Protecting Greenplum databases
with Spectrum Protect using SPFS
Sample Server Policy Domain
define domain GREENDOM desc=”SPFS”
define policyset GREENDOM GREENSET1 desc=”SPFS”
define mgmtclass GREENDOM GREENSET1 GREEN_35DAYS desc=”SPFS”
define copygr GREENDOM GREENSET1 GREEN_35DAYS RETO=35 RETE=35 VERD=NOLIMIT VERE=NOLIMIT DEST=DEDUPPOOL
define copygr GREENDOM GREENSET1 GREEN_35DAYS RETVER=35 DEST=DEDUPPOOL TYPE=ARCHIVE
assign defmgmt GREENDOM GREENSET1 GREEN_35DAYS
activate policyset GREENDOM GREENSET1
Sample /etc/spfs/spfs.opt:
* Sample spfs.opt
*
MOUNTPOINT /arch
NODENAME greennode
NODEPWDFILE /etc/spfs/TSM.PWD
OPTIONFILE /etc/spfs/dsm.opt
FACILITY log_local0
DATATYPE archive
IDLETIME 300
CACHETIME 129600
SENDSTATISTICS yes
WORKERS 48
Sample dsm.sys
* greenplum spfs api backup
* Create symbloc link from api directory to share main dsm.sys file
* ln -s /opt/tivoli/tsm/client/ba/bin/dsm.sys /opt/tivoli/tsm/client/api/bin64/dsm.sys
ServerName greennode
NODENAME greennode
COMMMethod TCPip
TCPServeraddress 192.168.100.100
TCPPort 1500
* HTTPPORT should be different for each scheduler service on same server, ie 1581,1582,etc
HTTPPort 1582
PASSWORDACCESS Generate
* Default TCPWINDOWSIZE is 64, 256 is usually the largest value that can be set
* without tuning tcp in sysctl.conf.
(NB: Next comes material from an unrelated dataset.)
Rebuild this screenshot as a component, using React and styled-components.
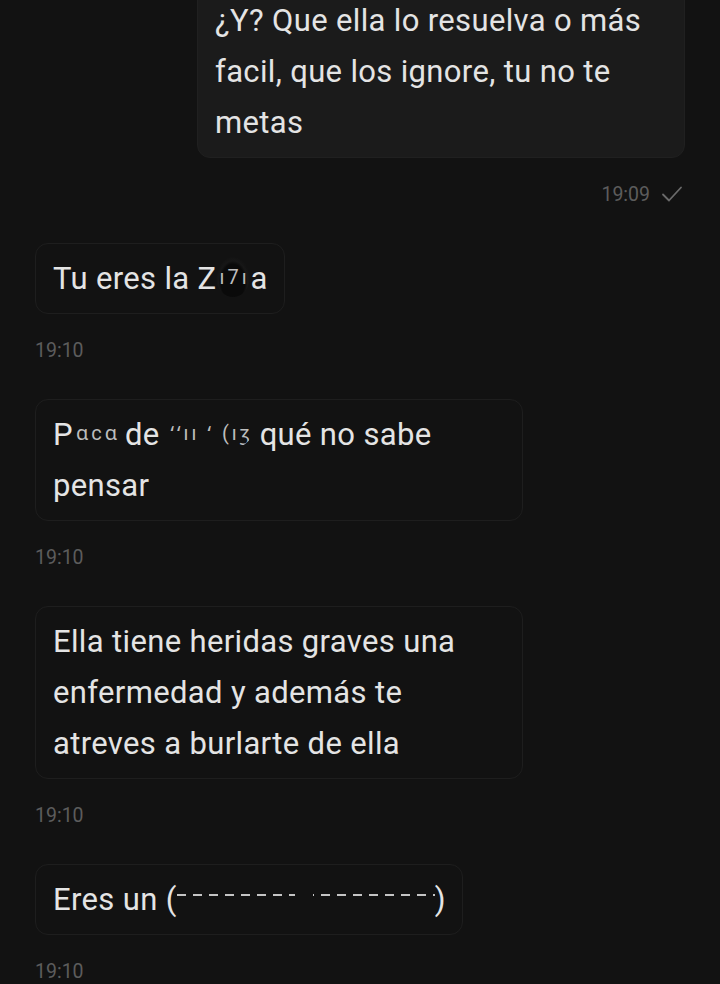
import styled, { createGlobalStyle } from "styled-components";

const GlobalStyle = createGlobalStyle`
  html, body {
    margin: 0;
    padding: 0;
    background: #121212;
  }
  body {
    font-family: Roboto, "Noto Sans", "Liberation Sans", sans-serif;
    overflow: hidden;
  }
`;

const Chat = styled.div`
  display: flex;
  flex-direction: column;
  gap: 37px;
  padding: 0 35px;
  margin-top: -15px;
  height: 1000px;
`;

const Group = styled.div`
  display: flex;
  flex-direction: column;
  align-items: ${(p) => (p.$out ? "flex-end" : "flex-start")};
  gap: 24px;
`;

const Bubble = styled.div`
  box-sizing: border-box;
  max-width: 488px;
  padding: 9px 16px 9px 17px;
  border-radius: 13px;
  background: ${(p) => (p.$out ? "#1b1b1b" : "#121212")};
  border: 1px solid ${(p) => (p.$out ? "#202020" : "#1e1e1e")};
  color: #e4e4e4;
  font-size: 31px;
  letter-spacing: 0.35px;
  line-height: 51px;
`;

const Smudge = styled.span`
  display: inline-block;
  width: ${(p) => p.$w}px;
  height: 40px;
  font-size: 20px;
  line-height: 40px;
  letter-spacing: 3px;
  text-indent: 3px;
  color: #bdbdbd;
  overflow: hidden;
  white-space: nowrap;
  vertical-align: -8px;
  border-radius: 50%;
  background: ${(p) =>
    p.$blob
      ? "radial-gradient(ellipse at 50% 62%, #0a0a0a 0 50%, #171717 60%, transparent 72%)"
      : "transparent"};
`;

const Erased = styled.span`
  display: inline-block;
  width: 258px;
  height: 16px;
  vertical-align: baseline;
  background:
    linear-gradient(90deg, transparent 0 118px, #121212 118px 136px, transparent 136px) top / 100% 2px no-repeat,
    repeating-linear-gradient(90deg, #c4c4c4 0 9px, transparent 9px 16px) top / 100% 2px no-repeat;
`;

const Meta = styled.div`
  display: flex;
  align-items: center;
  gap: 11px;
  height: 24px;
  padding-right: ${(p) => (p.$out ? "2px" : "0")};
`;

const Time = styled.span`
  font-size: 19.5px;
  color: #5c5c5c;
`;

const CheckIcon = () => (
  <svg width="22" height="18" viewBox="0 0 22 18" fill="none">
    <path d="M2 9.5 L8 15.5 L20 2.5" stroke="#6a6a6a" strokeWidth="1.8" strokeLinecap="round" strokeLinejoin="round" />
  </svg>
);

const getMessages = () => [
  {
    id: 1,
    out: true,
    time: "19:09",
    body: "¿Y? Que ella lo resuelva o más facil, que los ignore, tu no te metas",
  },
  {
    id: 2,
    time: "19:10",
    body: (
      <>
        Tu eres la Z<Smudge $w={34} $blob>ı7ı</Smudge>a
      </>
    ),
  },
  {
    id: 3,
    time: "19:10",
    body: (
      <>
        P<Smudge $w={52}>ɑcɑ</Smudge>de <Smudge $w={84}>ʻʻıı ʻ (ıʒ</Smudge> qué no sabe pensar
      </>
    ),
  },
  {
    id: 4,
    time: "19:10",
    body: "Ella tiene heridas graves una enfermedad y además te atreves a burlarte de ella",
  },
  {
    id: 5,
    time: "19:10",
    body: (
      <>
        Eres un (<Erased />)
      </>
    ),
  },
];

const App = () => {
  const messages = getMessages();
  return (
    <>
      <GlobalStyle />
      <Chat>
        {messages.map((m) => (
          <Group key={m.id} $out={m.out}>
            <Bubble $out={m.out}>{m.body}</Bubble>
            <Meta $out={m.out}>
              <Time>{m.time}</Time>
              {m.out && <CheckIcon />}
            </Meta>
          </Group>
        ))}
      </Chat>
    </>
  );
};
export default App;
If set too large a TCPWINDOWSIZE error will be
* silently logged in dsmerror.log, so check if changing.
TCPWINDOWSIZE 256
TCPNODELAY Yes
TCPBUFFSIZE 64
SCHEDMODE polling
QUERYSCHEDPERIOD 1
* Only Set MANAGEDSERVICES if using dsmcad for scheduler not legacy dsmc sched
MANAGEDSERVICES SCHEDULE
SCHEDLOGNAME /var/opt/logs/spfs/spfs_dsmsched.log
ERRORLOGNAME /var/opt/logs/spfs/spfs_dsmerror.log
SCHEDLOGRET 7 D
ERRORLOGRET 7 D
* Following two options enable client side dedup with compression.
* Only use compression with deduplication.
DEDUPLICATION Yes
COMPRESSION yes
/etc/spfs/dsm.opt:
ServerName greenplum
With 2 cluster nodes and 48 segments per node, each node on its own SP node name, Each node during backup will start up to 48 sessions to spectrum protect — so 96. This doubles when client side dedup is used as an out-of-band control session is also start to handle client side dedup chunk queries. So single backup will start near on 200 sessions to the spectrum protect server. This really is because of the way green plum is forcing to parallelism. The “extra” dedup sessions are not started during a restore.
Each node needs to be configured to allow WORKERS <nodesegcount> in /etc/spfs.opt. So 48 in this case.
gpbackup should NOT be used with — single-data-file or — jobs. Also if doing SP deduplication — no-compression should be set.
Mount SPFS filesystem
# mount.spfs /arch
Sample usage commands:
# Full/Incremental:
# gpbackup — backup-dir=/arch/gpbackup — dbname testdb — no-compression — leaf-partition-data — verbose
# gpbackup — backup-dir=/arch/gpbackup — dbname testdb — no-compression — leaf-partition-data — verbose — incremental
# dropdb restdb ; time gprestore — plugin-config ~/gpbackup_spfs_plugin.yaml — timestamp 20201203113330 — create-db — redirect-db restdb — verbose
#
# Table Backup/Restore:
# gpbackup — backup-dir=/arch/gpbackup — dbname testdb — no-compression — leaf-partition-data — include-table public.tab10 — verbose
# dropdb restdb ; createdb restdb ; time gprestore — backup-dir=/arch/gpbackup — timestamp 20201203133225 — redirect-db restdb — include-table public.tab10 — verbose
#
With the SP nodes set to archdel=no and backdel=no, and SPFS configured to use archives, Spectrum Protect will expire the backups as they reach their archive age and the client owner will not have any control over retention. It will not be possible to remove or mark the backups deleted with gpbackup-manager.